As I mentioned in my last blog, bailing on a diversified portfolio — in this case the Dimensional Equity Balanced Strategy — in favor of the “safe” and familiar confines of large US growth stocks (S&P 500/DFA US Large Company), would have been incredibly expensive.  The Equity Balanced strategy has gained +93% in the last year, almost 20% more than the S&P 500.  If you want to have any chance of achieving your long-term goals, you cannot afford to mis-time the market and sacrifice 20% in potential returns you would have earned if you just stayed disciplined.

The final lesson, #3, is that you have to trust your investment philosophy and process, which means you have to continue to stick with it when it isn’t “working” as well as you would hope.  Once you’ve made the sensible decision to diversify broadly according to your return goals and tolerance for portfolio volatility, you have to ride out the rough patches, and even lean in to them by buying more of the recent underperforming asset classes.  That’s simple when we say it, “buy low and sell high.”  Unfortunately, it’s much harder to pull off in practice.

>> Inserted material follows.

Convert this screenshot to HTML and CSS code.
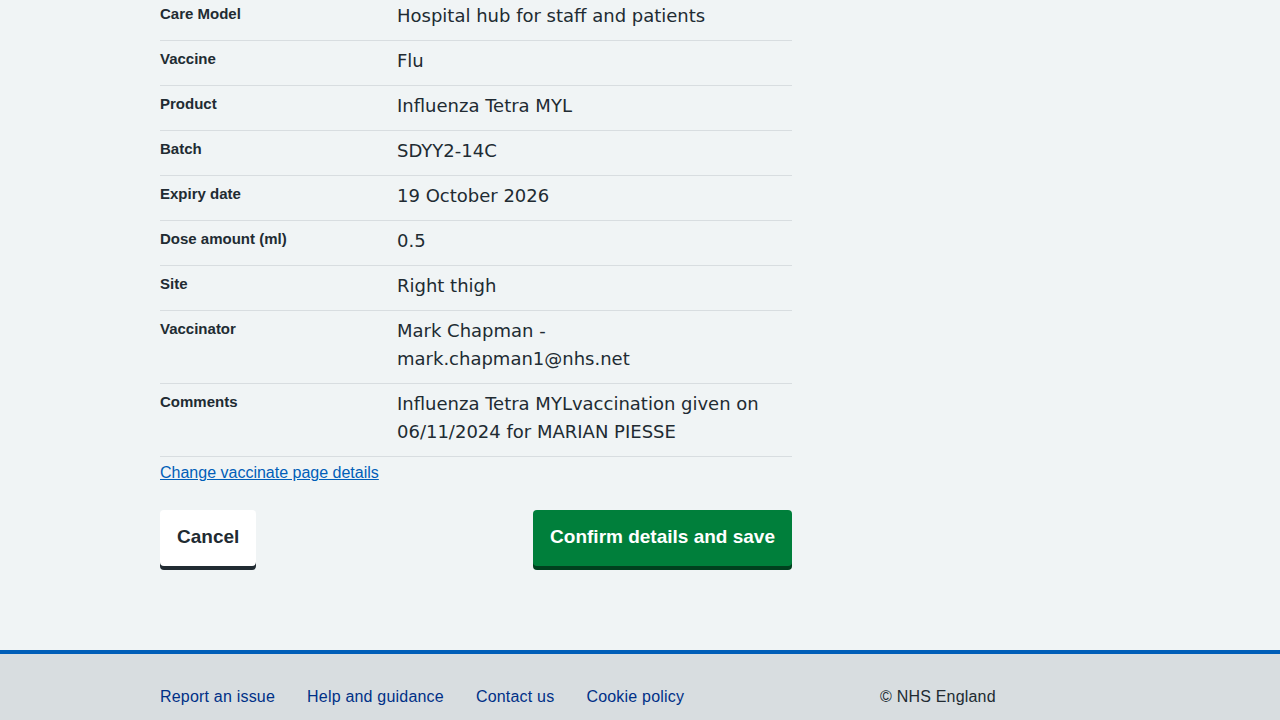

This is why, if there was a fourth lesson, it would be: If you are honest with yourself and your (in)ability to stay disciplined during difficult times, your best investment might just be hiring a full-time financial advisor who can not only help you create an appropriate plan for your long-term goals and populate it with the best investments, but also keep you focused on the long-term and keep you from reacting irrationally when markets are erratic.

We’ve been on quite a ride over the last year, and rarely has it been very fun.  But if we can remember the experience, and learn from it — celebrate the things we did well and learn from the things we should have done differently — it can be a tremendously valuable experience.  In that sense, we should be grateful for the lessons from the last 12 months.


Past performance is not a guarantee of future results. Index and mutual fund performance includes reinvestment of dividends and other earnings but does not reflect the deduction of investment advisory fees or other expenses except where noted. This content is provided for informational purposes and should not to be construed as an offer, solicitation, recommendation or endorsement of any particular security, products, or services.